Kenneth S. M. Davidson was a Mechanical Engineering professor at Stevens Institute of Technology who helped create the Davidson Towing Tank at the institution. In 1918 he served  as a pilot in the Army Air Service. Davidson was a sailor. He raced in many boat races, one in 1935 to Norway, and the America’s Cup defender, the Ranger, in 1937.

Time at the Institute

1929-1935
Kenneth Seymour Moorhead Davidson joined Stevens Institute of Technology in 1929 as an Assistant Professor of Mechanical Engineering. In the fall of 1932 asked Olin J. Stephens II for help in locating a high quality model yacht for experiments. Olin gave him a model of the yacht Natka, which measured six meters long. Davidson wanted to run small scale tests, but knew that they were unreliable. Many small scale test were run, but the full scale yacht did not have the same performance. Another problem with the large scale models was they were expensive for small yacht designers to afford. Davidson believed that experiments could help break down complex problems in smaller problems that were more manageable to solve. Davidson also held the belief that only small model could provide cost effectiveness to study all boats. To prove that small crafts could be made in a way that provided good information on craft dynamics he started testing in the swimming pool at Stevens in May 1931. He created a small, portable testing device that he could use after the pool closed at night. The summer of 1931 gave Davidson results that made him take his studies to the next level. Davidson and two assistants constructed a dynamometer and a towing apparatus for more detailed and quantitative work. Since the pool was so short in length and the model they were testing so small, the slow towing speeds. The slow speeds meant that the resistances that the model experienced were also small. This led to many problems. If they were going to use these tests, they had to make sure the speed was very controlled. To meet this requirement, Davidson designed a gear box that would do just this. Early in 1932 Davidson and two students performed tests to see if scaling would be a problem.

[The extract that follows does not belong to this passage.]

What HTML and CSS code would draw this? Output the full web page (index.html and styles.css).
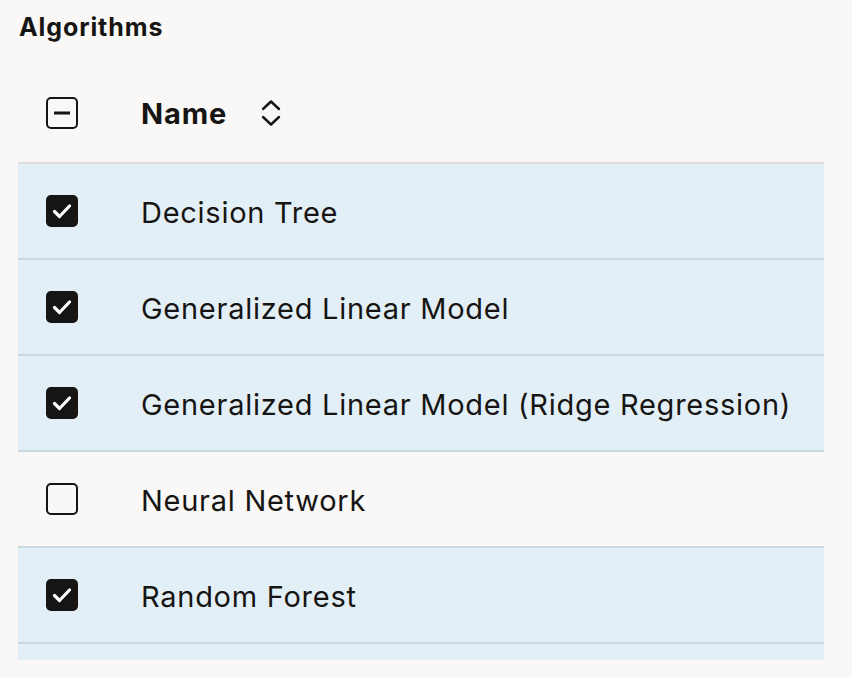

Since the tests did not produce turbulent flow it was hard to determine anything. He decided to add strips to make up the resistance.  Tests with in 1932 with their small scale models and test results from large scale models proved their testing methods. In 1933 Davidson had the opportunity to test his testing methods. The tests turned out to be successful that Davidson began designing a full sized tank for testing. Davidson received the funding necessary to build his full size test pool. The pool opened on June 4, 1935. The tank measured 101 feet in length and 9 feet across and 4.5 feet deep. The tank was fitted with state of the art sensors and measuring equipment.

1935-1940
The early tests in this tank, Tank 1, were focused on how to properly model windward performance of yachts. There were two main goals from these test: to determine the relationship between  the wind speed and the force on the sails, and determine the lift/drag ratio of the rig. Davidson released his results from these test in his 1936 paper "Some Experimental Studies of the Sailing Yacht". Not all of the work in Tank 1 was done on yachts. They did some tests on a steamship, which showed they had confidence in their methods. In April 1936, Davidson began testing the Ranger for the America's Cup. The yacht was designed and tested in the tank and Davidson navigated the Ranger to victory in the America's Cup. The success of this and other tests brought recognition to Davidson and his team. By 1939 they started to test many different types of boats. Davidson was then approached in 1939 to run tests on the turning of boats. Since his tank was not able to deal with turns he went back to the Stevens pool after hours. Since the pool was not suitable enough, Davidson contacted Columbia where they let him use their pool on the weekends.

1942-1945
During World War II, the entirety of the work going on in the tanks was for the war effort. The size of his team grew to 63, and Davidson hired women to help build the models. The tank was being used for almost 16 hours a day, every day. Since Davidson wanted his own tank instead of having to go to Columbia on the weekends to run tests, he submitted a proposal for another tank. In 1942 the plan was approved and construction began on Tank 2. Tank 2 was a 75-foot square with a depth of 4.5 feet. Once the tank opened it was the world's first indoor maneuvering basin. This meant that Davidson did not have to go to Columbia to run tests on the turning abilities of boats.  Like Tank 1, Tank 2 had state of the art sensors and measuring equipment. In November 1942, Davidson started to run test on seaplane hulls for the Bureau of Aeronautics. The problem was that neither of the two existing tanks were suitable for the tests needed, so a proposal for another tank was submitted. Tank 3 opened in November 1944. This tank was designed for high speed towing. Tank 3 had a length of 313 feet, was 12 feet wide, and 6 feet deep. This tank was able to tow models at speeds of up to 60 ft/sec. A wave maker was also installed to make waves of up to 8 inches tall. Once the tank opened it was flooded with tests on seaplane hulls. By 1944 45% of all the work being done in the lab was on seaplane hulls.